Repository files navigation

NLP Service / Natural Language Processing Service

Build Status License Language Framework

// This is a micro service based on Java (via Play framework) which manages the natural language processing (NLP) of the textual content of decks as well as other processes based on these previously calculated NLP results, like tag recommendation or deck recommendation.

The basic NLP service processes the textual content of the deck (by given deck id and by calling the deck service to retrieve the initial html content). The process perfoms different steps, like HTMLToText, language detection, tokenization, Named Entity Recognition, DBPediaSpotlight, etc. The result is called the NLP result (containing the process results like detected language, tokens, Named Entities, etc.).

The nlp service contains routes for (1) processing decks of SlideWiki: (a) perform NLP on deck and return NLP result (b) get tag recommendations for a deck (by indentifying important words and entities in the deck using NLP result of the given deck and statistics of NLP results of all other decks in platform via nlp store - see architecture)
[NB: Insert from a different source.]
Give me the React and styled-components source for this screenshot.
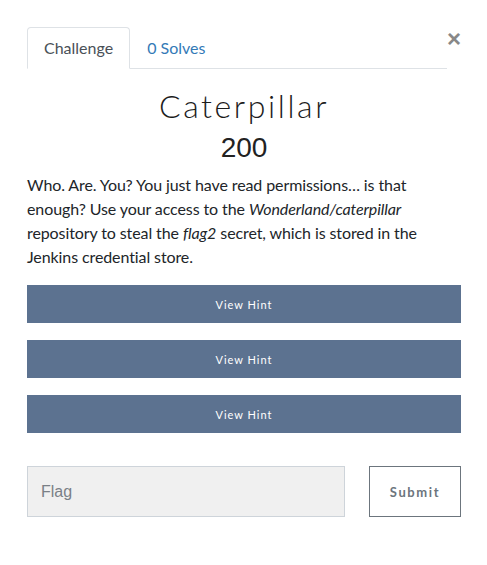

Furthermore, the service additionally contains some convenience routes for (2) some separate sub processes on textual input (instead of deck id), like language detection, dbpedia spotlight, htmlToText, tokenization

API

see https://nlpservice.experimental.slidewiki.org/docs/

Architecture

(NLP Service and NLP Store Service) The main architecture is as follows:

Since the calculation of the NLP result takes some time and resources and for later usage we will also need statictics about the NLP results of all decks in the platform, the NLP result of a deck should be stored for later usage. This is done via the nlp store service (see https://nlpstore.experimental.slidewiki.org/documentation). When a deck or slide is added or changed, the nlp store service calls the nlp service to (re-)calculate the NLP result and stores it. If the NLP result is needed later (e.g. for tag recommendation or deck recommendation where the NLP results of lots of/all decks are needed), it can be queried via the nlp store.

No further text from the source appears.